Zoetis/Elanco: pandemic pet boom brings out the animal spirits
Lockdown loneliness created unprecedented demand for four-legged friends during the pandemic. Almost 13m households in the US got a new pet between March and December last year, according to the American Pet Products Association.
Animal health companies, which make products ranging from flea collars to deworming medicine and pet vaccines, have emerged as particularly big winners. Zoetis and Elanco Animal Health, the industry’s two biggest standalone players, both raised their full-year sales forecasts this week after reporting strong third-quarter results.
Unlike pet foods, where there are always cheaper brands to trade down to, animal vaccines and medicine are not something doting pet owners will skimp on.
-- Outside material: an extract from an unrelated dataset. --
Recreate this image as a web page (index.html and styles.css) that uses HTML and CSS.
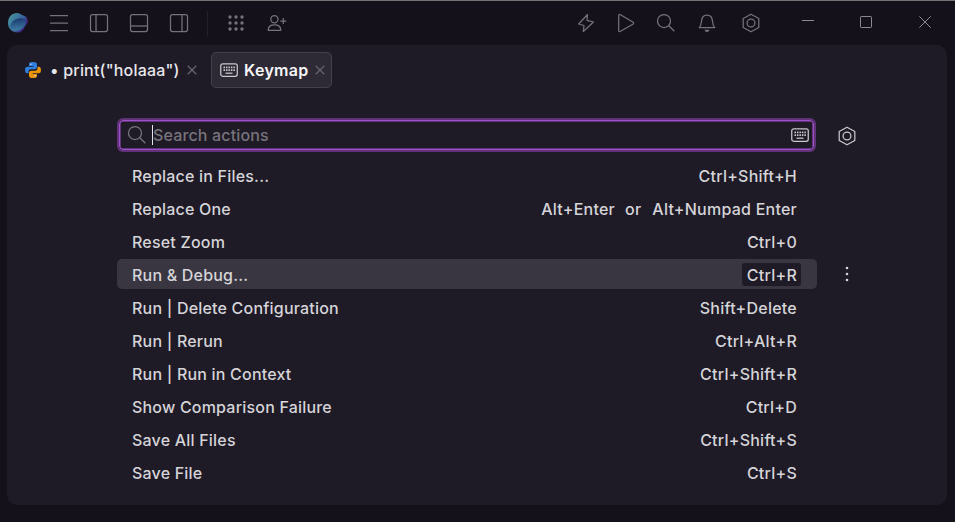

In economics parlance, it is sticky spending.
Since it was spun out from Pfizer in early 2013, shares in Zoetis have climbed to $216 from their $26 IPO price. The stock is up a third this year alone, to give the company a $102bn market valuation. Elanco, itself spun out from drugmaker Eli Lilly in 2018, is smaller, with a market cap of just $16bn. But it has been bulking up through a series of acquisitions, most recently buying Bayer’s animal-health unit in 2019. The stock is up 15 per cent this year. Yet at 30 times forward earnings, it trades at a discount to Zoetis, which is on a multiple of 45 times.
This gap is understandable. Zoetis is the safer bet. The company is not only bigger, it is also more profitable. Its ebitda margin of 43 per cent is almost twice that of Elanco. That is because, unlike Elanco, Zoetis is less exposed to the livestock medicine market. It gets about 38 per cent of its revenue from livestock drugs, compared with about 50 per cent at Elanco. Pushback by consumers and regulators against the use of antibiotics in food products has hurt demand.
Zoetis’s strong positioning in the companion animal market means sales continue to have room to run. Investors should lap up the shares while they can.